Но не правильнее ли предположить в свете приведенных только что мест из двух песней о Хельги, что и в песнях о героях трактовка сексуальных отношений подчас столь же амбивалентна, как и в песнях о богах? Обе намеченные ?. И. Стеблин-Каменским концепции сексуальных отношений оказались бы в таком случае как бы сосуществующими, и если можно согласиться с тем, что в песнях о богах нет следов романической любви, то нельзя утверждать, что «более архаическая трактовка» этого чувства вовсе отсутствует в героических песнях, в которых явственно прослеживается и «романическая» его трактовка. Кроме того, необходимо еще раз подчеркнуть, что в «Перебранке Локи» не просто выводятся сексуальные функции, вызывающие смех или поклонение, как, видимо, полагает ?.И. Стеблин-Каменский, но делается явственный акцент на извращениях, на нарушениях табу. Именно это обстоятельство нуждается в объяснении.
При анализе «Перебранки Локи» нужно отграничить ситуацию, в которой песнь первоначально возникла и исполнялась, от времени ее записи. Трудность, однако, состоит в том, что время сложения песней «Старшей Эдды» неизвестно. Мы знаем лишь, что их запись сохранилась в рукописи второй половины XIП в., но что песни эти или какая-то часть их бытовали до того времени на протяжении столетий. Диапазон датировки возникновения «Перебранки Локи» таков: Сигурдур Нордаль полагает, что она возникла в конце X в., а Я. де Фрис и Ф.Р. Шрёдер относят ее к рубежу XII и XIII столетий. В любом случае основания для приурочивания песни к тому или иному периоду ищут в ее содержании. Трудно представить возникновение этой песни в христианскую эпоху. Вольность выражений и описаний тех положений, в каких оказывались боги, пусть языческие, находится в разительном противоречии с допустимым в средневековой литературе!

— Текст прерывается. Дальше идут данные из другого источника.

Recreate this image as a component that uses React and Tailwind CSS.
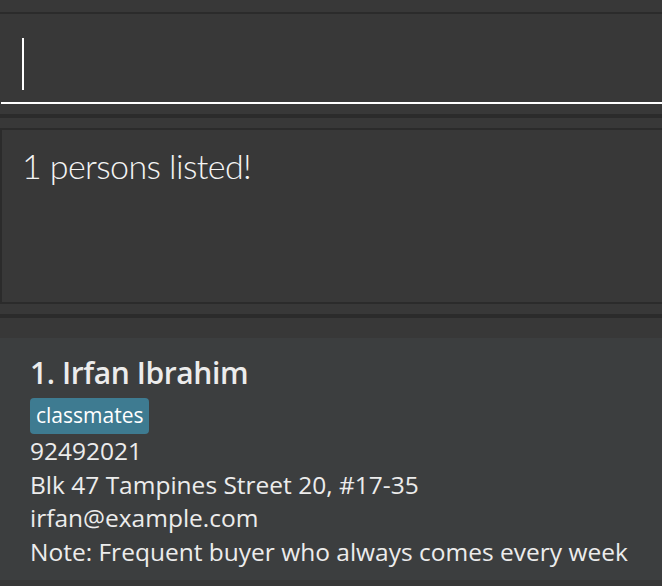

Для правильного истолкования «Перебранки Локи» необходимо прежде всего отрешиться от представления о том, что изображение богов извращенцами, прелюбодеями, клятвонарушителями обязательно означает якобы их критику, подрыв веры в их всемогущество, «кризис язычества». Напротив, снижение образа богов может быть интерпретировано не как признак «заката» язычества, но как показатель его силы и внутренней уверенности. Представление об «атеистической» направленности такого рода непочтительных, комических изображений богов обусловливается, по-видимому, тем, что исследователи моделируют язычество, исходя из того идеала религии, который заимствуется в христианстве. Но если Бог христиан — абсолютное воплощение добра и блага, справедливости и чистоты, то вовсе не обязательно считать, что по такому же образцу строились верования и в языческих религиях. Античные божества столь же мало моральны и справедливы, как и германские. Описание пороков, которые свойственны богам, само по себе не позволяет сделать вывод об утрате веры в них, в их силу и роль в структуре мироздания. Мы можем сказать: боги боятся критики тогда, когда их престолы шатаются, пока же они всемогущи, насмешки над ними, высмеивание их пороков им не страшны5.